If the aim is to produce a solution that isn't special-cased to specific 
devices, thinking about how long an application may take to respond is 
entirely relevant.

-- 
Matthew Garrett | mjg59@srcf.ucam.org
--

From: Alan Cox
Date: Thursday, May 27, 2010 - 2:37 pm

On Thu, 27 May 2010 18:25:10 +0100

Well on my laptop today it works like this

A WoL packet arrives
The CPU resumes
Depp process, chipset and laptop BIOS magic happens
The kernel gets called
The kernel lets interested people know a resume occurred
The X server sees this
X reconfigures the display
X redraws the display (either by sending everyone expose events or by
keeping the bits, not sure how it works this week as it has changed over
time)

My desktop re-appears


Alan
--

From: Matthew Garrett
Date: Thursday, May 27, 2010 - 2:36 pm

No it doesn't. The kernel continues executing anything that was on the 
runqueue before the scheduler stopped. If you're using idle-based 
suspend then there's nothing on the runqueue - the application that 
should be scheduled because of the event is blocked on writing to the 
screen.

-- 
Matthew Garrett | mjg59@srcf.ucam.org
--

From: Alan Cox
Date: Thursday, May 27, 2010 - 2:56 pm

On Thu, 27 May 2010 22:36:35 +0100

Would you like to come and watch my laptop resume ? With printk's if you
want. You appear at this point to be arguing that bumble bees can't

IFF its your bogus example
IFF you don't have any task waiting for resume notifications (ie its not
X)

So take the PC desktop case and for simplicity sake lets assume the X
application in question has either filled the socket (unlikely) or is mid
query request so blocked on the socket.

The important line then is

'The kernel lets interested people know a resume occurred'

Interesting people includes X
X therefore ends up on the runqueue
X gets the display back in order
X completes processing the outstanding X request and replies
The application continues

If I was blocked on say serial output then the resume is going to wake
the serial driver, which will transmit the queue, which will wake the app.

Alan
--

From: Matthew Garrett
Date: Thursday, May 27, 2010 - 3:08 pm

The kernel performs no explicit notification to userspace. With legacy 
graphics setups you'll get a VT switch, but X is entirely unaware that 
that's due to suspend and that's going away in any case. On a typical 
setup it's not even the kernel that does the VT switch to and from X - 
that's handled by a script that happens to be on the runqueue. So yeah, 
things kind of work as you suggest right now - but only by accident, not 
design. What you're describing requires a new interface to inform 
interested bits of userspace whenever you transition from your deep idle 
state into a less deep one.

-- 
Matthew Garrett | mjg59@srcf.ucam.org
--

From: Alan Cox
Date: Thursday, May 27, 2010 - 3:32 pm

> The kernel performs no explicit notification to userspace. With legacy 

For a PC ACPI using type device /proc/acpi/events which wakes acpid which
wakes gnome-power-manager which wakes half the universe

Do we need a better more generic version of the events files - maybe but
thats a rather different kettle of fish to suspend blockers.

Alan
--

From: Matthew Garrett
Date: Thursday, May 27, 2010 - 3:35 pm

It's a requirement for any reasonable alternative approach.

-- 
Matthew Garrett | mjg59@srcf.ucam.org
--

From: Alan Cox
Date: Thursday, May 27, 2010 - 10:30 am

Nothing gets scheduled in a deep idle state either - its idle. We leave
the idle state to schedule anything.

I believe the constraint is

- Do not auto-enter a state for which you cannot maintain the devices in
  use "properly".

On a current PC that generally means 'not suspend', on a lot of embedded
boards (including Android phones) it includes an opportunistic 'suspend'

Todays PCs are a special case. More to the point I don't think anyone is
expected opportunistic suspend to be useful on _todays_ x86 systems.
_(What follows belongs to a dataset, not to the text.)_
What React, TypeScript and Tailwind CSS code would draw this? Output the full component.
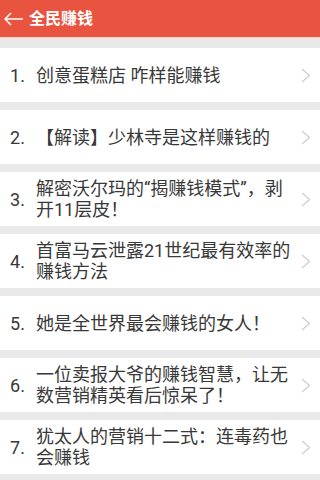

Even on todays PCs your assumption is questionable for virtual machines
where a VM suspend is a lot faster and rather useful.

Alan
--

From: Matthew Garrett
Date: Thursday, May 27, 2010 - 10:26 am

Certainly, if you can force the system to be idle then you don't need 
opportunistic suspend. But you haven't shown how to do that without it 
being racey.

-- 
Matthew Garrett | mjg59@srcf.ucam.org
--

From: Felipe Balbi
Date: Thursday, May 27, 2010 - 10:18 am

Hi,


agree completely with you. Adding virtual differences between power 
states is a bad idea and causes unnecessary complication to the system. 
If we have a generic way of describing desired latencies (irq, wakeup, 
throughput, whatever), then the kernel should decide what's the best 
power state for the current situation.

-- 
balbi

DefectiveByDesign.org
--

From: Thomas Gleixner
Date: Thursday, May 27, 2010 - 10:00 am

I'm not opposed, but yes it needs to be expressed in quantifiable
terms, i.e. wakeup latency. That's just contributing to the global QoS
state of affairs even if it is not tied to a particular task. 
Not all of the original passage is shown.